Menurut Tjahjo, penggunaan diskresi tersebut berpotensi menimbulkan gugatan hukum.
"Ini kan negara hukum, kalau kami keluarkan diskresi tanpa ada dasar hukum yang menurut Kemendagri tidak kuat, kami bisa digugat balik," ujar Tjahjo seusai menemui pimpinan Ombudsman di Gedung Ombudsman Jakarta, Kamis (16/2/2017).
Tjahjo mencontohkan, ia pernah memberhentikan dengan tidak hormat bupati yang tertangkap tangan menggunakan narkoba.
Hingga saat ini, keputusan itu terus digugat ke pengadilan.
"Bahkan, sampai tingkat banding, kasasi, saya kalah terus di pengadilan. Alasannya, wong ini orang belum diputus hukum kok sudah diberhentikan," kata Tjahjo.

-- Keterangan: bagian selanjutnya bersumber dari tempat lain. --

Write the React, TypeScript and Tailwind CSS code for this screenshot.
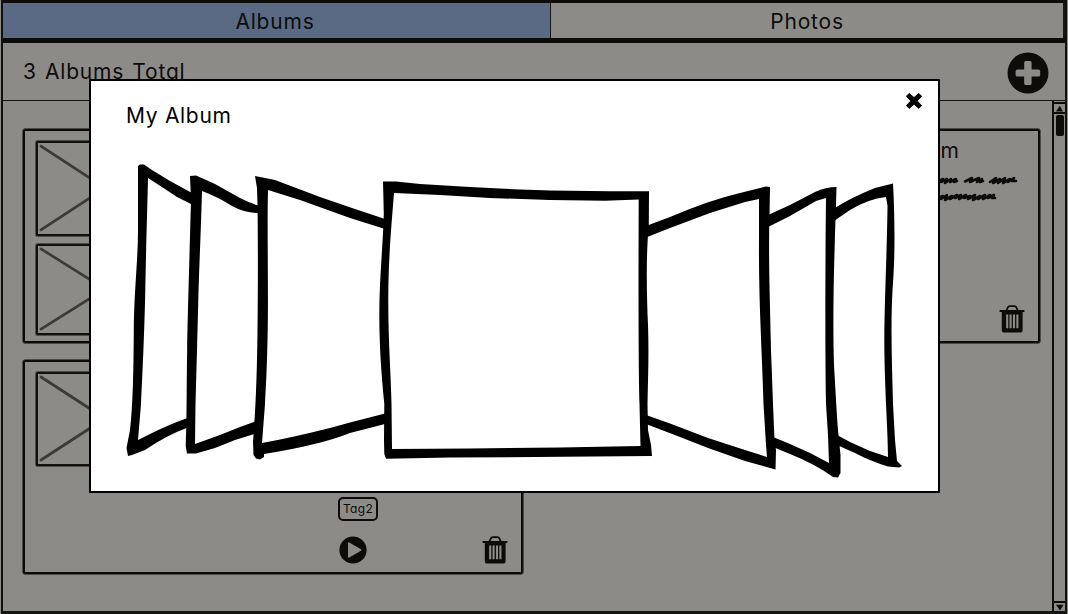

Mengenai Ahok, saat ini Kemendagri sedang menunggu Mahkamah Agung untuk mengeluarkan fatwa.
Namun, apabila MA tidak juga mengeluarkan fatwa, Kemendagri akan tetap menunggu proses pengadilan.
Menurut Tjahjo, secara aspek yuridis, pembuktian salah atau tidak seseorang hanya dapat ditentukan melalui putusan hakim melalui jalur pengadilan.
Sebelum ada putusan pengadilan, seseorang belum bisa dinyatakan bersalah.
"Kalau saya ambil diskresi tanpa dasar yang kuat, wong yang jelas narkoba saja saya digugat kok," kata Tjahjo.
Masa kampanye Pilkada DKI 2017 telah berakhir. Ahok kini kembali aktif menjadi Gubernur DKI Jakarta. Namun, sah atau tidaknya Ahok menjabat kembali sebagai gubernur menjadi polemik.
Polemik ini karena status Ahok sebagai terdakwa karena kasus dugaan penodaan agama yang menjeratnya.